The production design is probably the best thing about Mad Men. The writing is good. The acting is good. But the directors really let the camera linger and love those hard-to-find period props. The parking garage is full of classic cars. Every detail is cared for and thought about. Sometimes when you watch the show it is almost as if mannequins are wearing the clothes because everything is so perfect and a little stiff. But they make stiff a style. I have done three ultra low budget films in the past year and I imagine the wardrobe budget on each episode of Mad Men is bigger than the entire budget of any one of those films. As I always say when someone asks me about working on Seinfeld, “It’s nice to work with millionaires.” Well, these people aren’t all millionaires yet, but they are well on their way, and the show spends money where it counts.
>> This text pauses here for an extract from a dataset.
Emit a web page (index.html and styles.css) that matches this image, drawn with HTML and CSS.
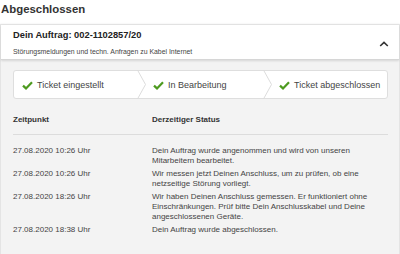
FILE: index.html
```html
<!DOCTYPE html>
<html lang="de">
<head>
    <meta charset="UTF-8">
    <meta name="viewport" content="width=device-width, initial-scale=1.0">
    <title>Abgeschlossen</title>
    <link rel="stylesheet" href="styles.css">
</head>
<body>
    <h1 class="page-title">Abgeschlossen</h1>
    <div class="card">
        <div class="card-header">
            <div class="card-heading">
                <h2>Dein Auftrag: 002-1102857/20</h2>
                <p>Störungsmeldungen und techn. Anfragen zu Kabel Internet</p>
            </div>
            <svg class="toggle" width="10" height="6" viewBox="0 0 10 6">
                <polyline points="1.2,5 5,1.4 8.8,5" fill="none" stroke="#333" stroke-width="1.6"/>
            </svg>
        </div>
        <div class="card-body">
            <div class="stepper">
                <div class="step first">
                    <svg class="check" width="11" height="9" viewBox="0 0 11 9"><path d="M1 4.6 L4 7.4 L10 1.2" fill="none" stroke="#4d9a1f" stroke-width="2.2"/></svg>
                    <span>Ticket eingestellt</span>
                </div>
                <svg class="sep" width="9" height="29" viewBox="0 0 9 29"><polyline points="0.5,0 8.5,14.5 0.5,29" fill="none" stroke="#dcdcdc" stroke-width="1"/></svg>
                <div class="step">
                    <svg class="check" width="11" height="9" viewBox="0 0 11 9"><path d="M1 4.6 L4 7.4 L10 1.2" fill="none" stroke="#4d9a1f" stroke-width="2.2"/></svg>
                    <span>In Bearbeitung</span>
                </div>
                <svg class="sep" width="9" height="29" viewBox="0 0 9 29"><polyline points="0.5,0 8.5,14.5 0.5,29" fill="none" stroke="#dcdcdc" stroke-width="1"/></svg>
                <div class="step">
                    <svg class="check" width="11" height="9" viewBox="0 0 11 9"><path d="M1 4.6 L4 7.4 L10 1.2" fill="none" stroke="#4d9a1f" stroke-width="2.2"/></svg>
                    <span>Ticket abgeschlossen</span>
                </div>
            </div>

            <div class="history">
                <div class="history-head">Zeitpunkt</div>
                <div class="history-head">Derzeitiger Status</div>

                <div class="time">27.08.2020 10:26 Uhr</div>
                <div class="status">Dein Auftrag wurde angenommen und wird von unseren Mitarbeitern bearbeitet.</div>

                <div class="time">27.08.2020 10:26 Uhr</div>
                <div class="status">Wir messen jetzt Deinen Anschluss, um zu prüfen, ob eine netzseitige Störung vorliegt.</div>

                <div class="time">27.08.2020 18:26 Uhr</div>
                <div class="status">Wir haben Deinen Anschluss gemessen. Er funktioniert ohne Einschränkungen. Prüf bitte Dein Anschlusskabel und Deine angeschlossenen Geräte.</div>

                <div class="time">27.08.2020 18:38 Uhr</div>
                <div class="status">Dein Auftrag wurde abgeschlossen.</div>
            </div>
        </div>
    </div>
</body>
</html>
```

FILE: styles.css
```css
body {
    margin: 0;
    font-family: "Liberation Sans", Arial, sans-serif;
    color: #333;
    background-color: #fff;
}
.page-title {
    margin: 0 0 8px 0;
    padding: 2px 1px 0 1px;
    font-size: 11.4px;
    line-height: 14px;
    font-weight: bold;
}
.card {
    border: 1px solid #e4e4e4;
    border-bottom: none;
    box-shadow: 0 0 2px rgba(0,0,0,0.08);
}
.card-header {
    display: flex;
    align-items: center;
    padding: 5px 10px 3px 12px;
    background-color: #fff;
    border-bottom: 1px solid #d6d6d6;
    box-shadow: 0 1px 2px rgba(0,0,0,0.12);
    position: relative;
}
.card-heading {
    flex: 1;
}
.card-heading h2 {
    margin: 0 0 6px 0;
    font-size: 9.3px;
    line-height: 11px;
    font-weight: bold;
    color: #222;
}
.card-heading p {
    margin: 0;
    font-size: 6.9px;
    line-height: 9px;
    color: #444;
}
.toggle {
    display: block;
    margin-top: 1px;
}
.card-body {
    background-color: #f3f3f3;
    padding: 10px 11px 30px 12px;
}
.stepper {
    display: grid;
    grid-template-columns: 123px 9px 117px 9px 1fr;
    height: 29px;
    box-sizing: border-box;
    background-color: #fff;
    border: 1px solid #dedede;
    border-radius: 3px;
}
.step {
    display: flex;
    align-items: center;
    gap: 4px;
    padding-left: 7px;
    font-size: 9px;
    color: #444;
    white-space: nowrap;
}
.step.first {
    padding-left: 8px;
}
.step .check {
    display: block;
}
.sep {
    display: block;
    margin-top: -1px;
}
.history {
    display: grid;
    grid-template-columns: 139px 1fr;
    row-gap: 3px;
    margin-top: 16px;
    font-size: 8px;
    line-height: 10px;
    color: #444;
}
.history-head {
    font-weight: bold;
    color: #333;
    padding-bottom: 9px;
    border-bottom: 1px solid #dcdcdc;
    margin-bottom: 8px;
}
.status {
    padding-right: 6px;
}
```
Much of the crew, as I mentioned, is from The Sopranos – Matt Weiner, the Producer and creator, is from The Sopranos, and the director of my Mad Men episode was the Sopranos’ Director of Photography – so they know their way around a set and around each other. It is great to be around a highly skilled group of people who work well together, whether they are peeling potatoes or making a movie. People who know what they are doing and know the rhythms of the people they are doing it with, so that language becomes unnecessary, are great to watch, and it is good to be part of the machine that they become – once you have figured out your place in the machine. That took me a while.

I got a lot of laughs during rehearsal. There was a kind of country-versus-city element to the scene, and I pictured my character as out of a Gogol play, with a self-inflated self-importance that gets slightly pin-pricked in the course of the scene. I think they saw it the same way, but maybe not in the vivid colors that I saw it. After rehearsal, on the way back to the trailer, January Jones, who plays Betty Draper, the wife of the leading man, said, “You were hilarious in there.” I thanked her and said something about how I thought the scene was pretty funny. She repeated the word funny as though she was unfamiliar with the word and went into make-up. When we got back and started doing takes the director slowly weaned me from the bright colors – and the laughs. After a while I was in the mold, part of the machine, at one with the style of Mad Men. And the machine had me out the door at 3:30 a.m. in time to make my 6:20 a.m. flight back to Milwaukee.

I can’t tell you anymore about the scene or the episode. Remember, I took that oath. But I can tell you this: it’s called “Souvenir” and it’s the eighth episode of the third season, the one that starts airing this fall.

0 thoughts on “Mark Metcalf does Mad Men: Part two”

  1. Anonymous says:

    Thanks for this inside look at the new season and the difficulty of filming in LA. Lived there for awhile in the 80s and knew people who did this for a living. I can’t believe that you flew back to MKE and then back so quickly. I work for clients on the east coast as well, but haven’t had the quick back and forth yet. I’m huge fan of MAD MEN and waiting for the new season to begin on 8/16.

    I’ll watch for your part.

    So, can you at least tell us the name of your character?